| Instruction |
Check each line of the entries below for the string "styles"; copy every line where it appears.

| Provided entries |
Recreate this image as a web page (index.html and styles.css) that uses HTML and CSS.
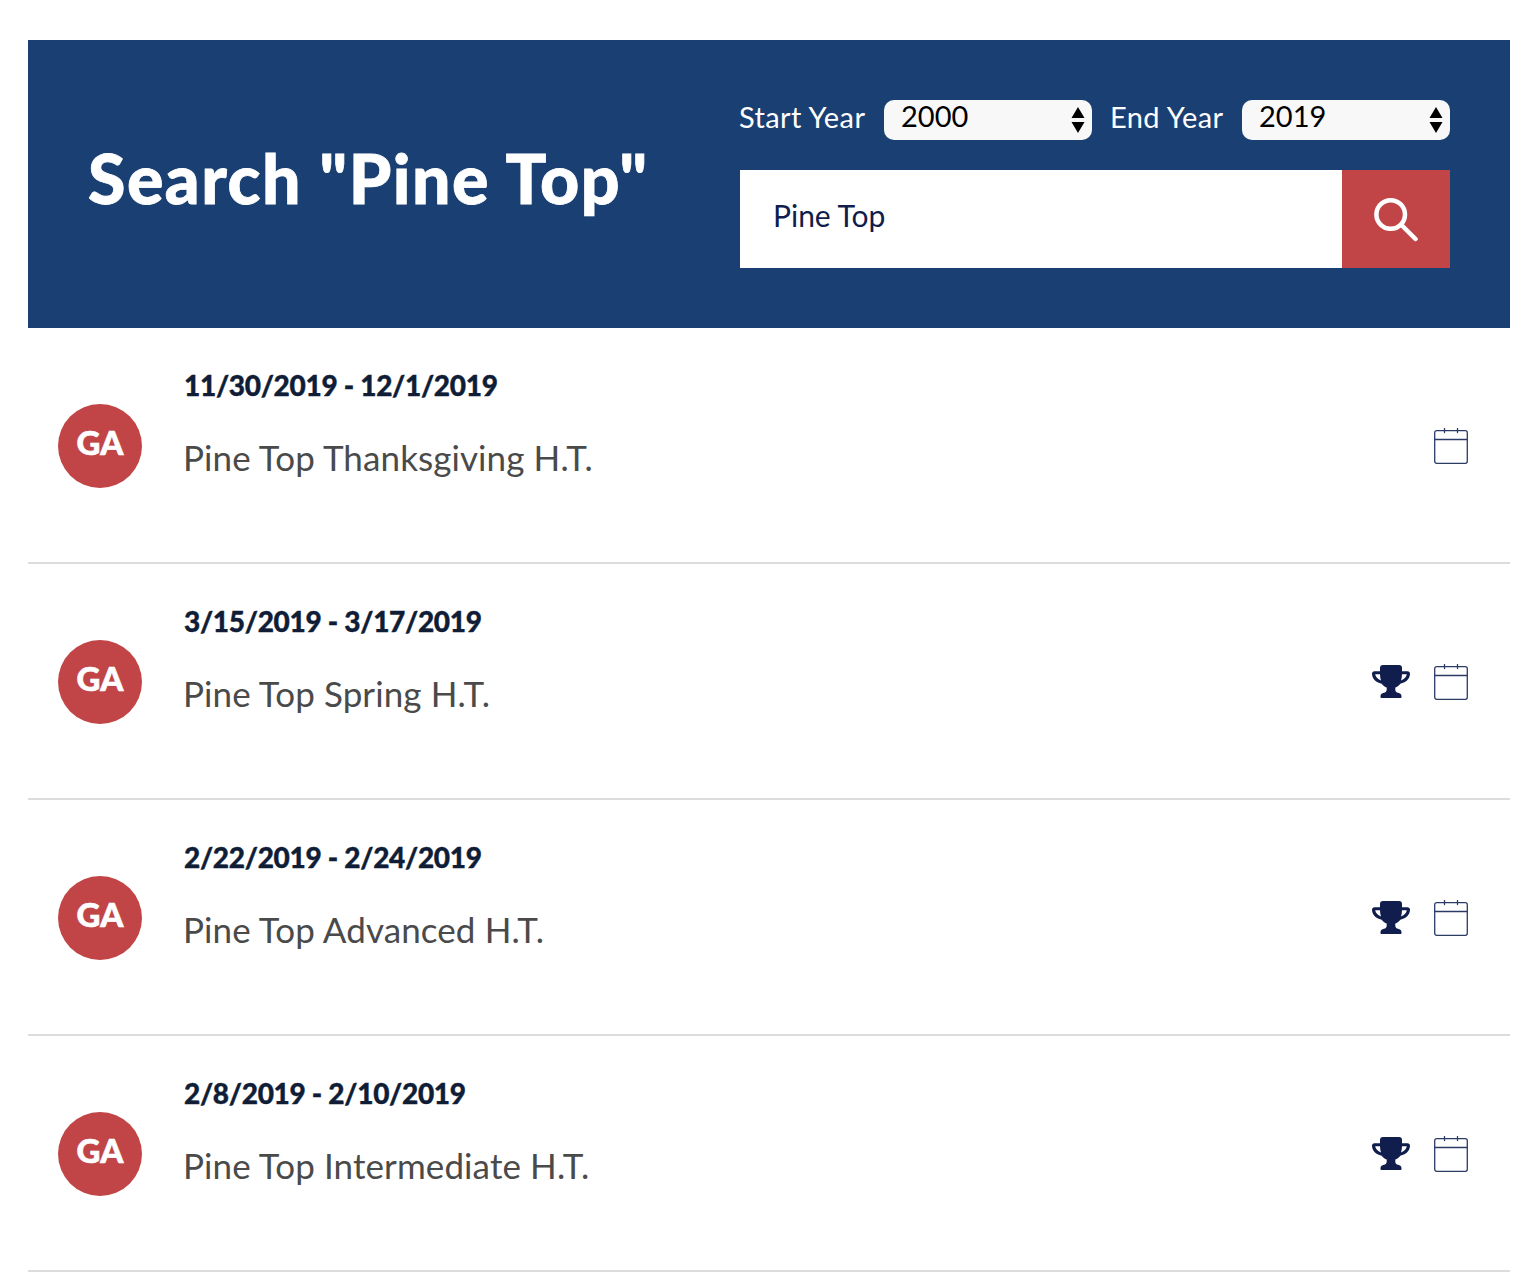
FILE: index.html
```html
<!DOCTYPE html>
<html lang="en">
<head>
  <meta charset="UTF-8">
  <title>Search</title>
  <link rel="stylesheet" href="styles.css">
</head>
<body>
  <svg class="sprites" width="0" height="0">
    <symbol id="trophy" viewBox="0 0 38 34">
      <path fill="#101d4d" fill-rule="evenodd" d="M11 0h16c2 0 3 1.200 3 3v3.200h5.500C37 6.200 38 7.200 38 8.500c0 4.800-3.500 9-9.700 10.200-1.300 1.800-3 3.100-5 3.800v2c0 1.800 1.100 3 2.800 3.300 1.700.3 3.400 1.500 3.400 3.200v1c0 .6-.4 1-1 1H9.500c-.6 0-1-.4-1-1v-1c0-1.700 1.700-2.900 3.400-3.200 1.700-.3 2.800-1.500 2.800-3.300v-2c-2-.7-3.700-2-5-3.800C3.500 17.500 0 13.300 0 8.500 0 7.200 1 6.200 2.500 6.200H8V3c0-1.800 1-3 3-3zM3.200 9.200c.5 2.600 2.300 5 5.800 6.200-.6-1.900-1-3.900-1-6.200zm31.600 0H30c0 2.300-.4 4.300-1 6.200 3.500-1.200 5.300-3.600 5.800-6.200z"/>
    </symbol>
    <symbol id="calendar" viewBox="0 0 34 36">
      <g fill="none" stroke="#2c3a66" stroke-width="1.300" stroke-linecap="round">
        <rect x=".7" y="2.700" width="32.600" height="32.600" rx="2"/>
        <path d="M.7 11.500h32.600M10.500 .6v4M23.500 .6v4"/>
      </g>
    </symbol>
  </svg>

  <header class="search-header">
    <h1>Search "Pine Top"</h1>
    <form class="search-form">
      <div class="year-row">
        <label for="startYear">Start Year</label>
        <div class="select-wrap">
          <select id="startYear"><option>2000</option></select>
          <svg class="select-arrows" viewBox="0 0 14 26"><path d="M7 0l6.500 11H.5zM7 26L.5 15h13z"/></svg>
        </div>
        <label for="endYear">End Year</label>
        <div class="select-wrap">
          <select id="endYear"><option>2019</option></select>
          <svg class="select-arrows" viewBox="0 0 14 26"><path d="M7 0l6.500 11H.5zM7 26L.5 15h13z"/></svg>
        </div>
      </div>
      <div class="search-row">
        <input type="text" value="Pine Top">
        <button type="button" aria-label="Search">
          <svg width="46" height="46" viewBox="0 0 46 46" fill="none" stroke="#fff" stroke-linecap="round">
            <circle cx="17.700" cy="18.500" r="14.300" stroke-width="4.500"/>
            <path d="M28.500 29l14 14" stroke-width="4.500"/>
          </svg>
        </button>
      </div>
    </form>
  </header>

  <ul class="event-list">
    <li class="event">
      <div class="avatar">GA</div>
      <div class="event-text">
        <div class="event-date">11/30/2019 - 12/1/2019</div>
        <div class="event-name">Pine Top Thanksgiving H.T.</div>
      </div>
      <div class="event-icons">
        <svg class="icon-calendar"><use href="#calendar"/></svg>
      </div>
    </li>
    <li class="event">
      <div class="avatar">GA</div>
      <div class="event-text">
        <div class="event-date">3/15/2019 - 3/17/2019</div>
        <div class="event-name">Pine Top Spring H.T.</div>
      </div>
      <div class="event-icons">
        <svg class="icon-trophy"><use href="#trophy"/></svg>
        <svg class="icon-calendar"><use href="#calendar"/></svg>
      </div>
    </li>
    <li class="event">
      <div class="avatar">GA</div>
      <div class="event-text">
        <div class="event-date">2/22/2019 - 2/24/2019</div>
        <div class="event-name">Pine Top Advanced H.T.</div>
      </div>
      <div class="event-icons">
        <svg class="icon-trophy"><use href="#trophy"/></svg>
        <svg class="icon-calendar"><use href="#calendar"/></svg>
      </div>
    </li>
    <li class="event">
      <div class="avatar">GA</div>
      <div class="event-text">
        <div class="event-date">2/8/2019 - 2/10/2019</div>
        <div class="event-name">Pine Top Intermediate H.T.</div>
      </div>
      <div class="event-icons">
        <svg class="icon-trophy"><use href="#trophy"/></svg>
        <svg class="icon-calendar"><use href="#calendar"/></svg>
      </div>
    </li>
  </ul>
</body>
</html>
```

FILE: styles.css
```css
body {
  font-family: Lato, "Open Sans", sans-serif;
  background: #fff;
  margin: 0;
  padding: 40px 12px 0 28px;
}
.sprites {
  display: block;
}
.search-header {
  display: flex;
  justify-content: space-between;
  height: 288px;
  padding: 60px;
  box-sizing: border-box;
  background-color: #1a4073;
  color: #fff;
}
h1 {
  margin: 40px 0 0;
  font-size: 68px;
  line-height: 76px;
  font-weight: 900;
  letter-spacing: 1.5px;
  -webkit-text-stroke: 0.8px #fff;
}
.search-form {
  width: 710px;
}
.year-row {
  display: flex;
  align-items: center;
  height: 40px;
  margin-bottom: 30px;
}
.year-row label {
  font-size: 29px;
  letter-spacing: 0.4px;
  width: 145px;
  margin-top: -8px;
  margin-left: -1px;
}
.year-row label[for="endYear"] {
  width: 131px;
  margin-left: 19px;
  text-indent: -1px;
}
.select-wrap {
  position: relative;
  width: 208px;
  height: 40px;
  border-radius: 10px;
  background: #f8f8f8;
}
.select-wrap select {
  display: block;
  width: 100%;
  height: 36px;
  margin-top: -3px;
  padding: 0 0 0 17px;
  border: none;
  background: transparent;
  color: #000;
  font-family: inherit;
  font-size: 29px;
  appearance: none;
}
.select-arrows {
  position: absolute;
  right: 7px;
  top: 7px;
  width: 14px;
  height: 26px;
  pointer-events: none;
}
.search-row {
  display: flex;
  height: 98px;
}
.search-row input {
  flex: 1;
  min-width: 0;
  padding: 0 33px 8px;
  border: none;
  background: #fff;
  color: #101d4d;
  font-family: inherit;
  font-size: 30px;
}
.search-row button {
  display: flex;
  align-items: center;
  justify-content: center;
  width: 108px;
  padding: 0;
  border: none;
  background-color: #c14547;
}
.event-list {
  list-style: none;
  margin: 0;
  padding: 0;
}
.event {
  display: flex;
  align-items: center;
  height: 234px;
  padding: 0 42px 0 30px;
  border-bottom: 2px solid #dcdcdc;
}
.avatar {
  display: flex;
  align-items: center;
  justify-content: center;
  width: 84px;
  height: 84px;
  margin-top: 2px;
  padding-bottom: 8px;
  box-sizing: border-box;
  border-radius: 50%;
  background-color: #c14547;
  color: #fff;
  font-size: 33px;
  font-weight: 900;
  -webkit-text-stroke: 0.6px #fff;
}
.event-text {
  flex: 1;
  align-self: flex-start;
  margin: 39px 0 0 42px;
}
.event-date {
  font-size: 28px;
  line-height: 36px;
  font-weight: 900;
  font-kerning: none;
  letter-spacing: -0.3px;
  color: #101d36;
  -webkit-text-stroke: 0.4px #101d36;
}
.event-name {
  margin: 34px 0 0 -1px;
  font-size: 35px;
  line-height: 40px;
  letter-spacing: 0.1px;
  color: #4a4a4a;
}
.event-icons {
  display: flex;
  align-items: center;
  gap: 24px;
  margin-top: 1px;
}
.icon-trophy {
  width: 38px;
  height: 34px;
}
.icon-calendar {
  width: 34px;
  height: 36px;
}
```
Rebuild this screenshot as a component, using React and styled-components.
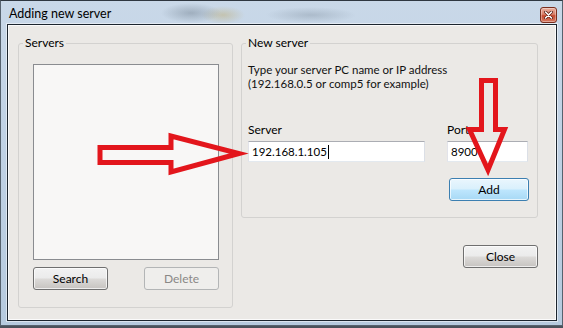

| Exercise answer |
Recreate this image as a web page (index.html and styles.css) that uses HTML and CSS.
  <link rel="stylesheet" href="styles.css">
FILE: styles.css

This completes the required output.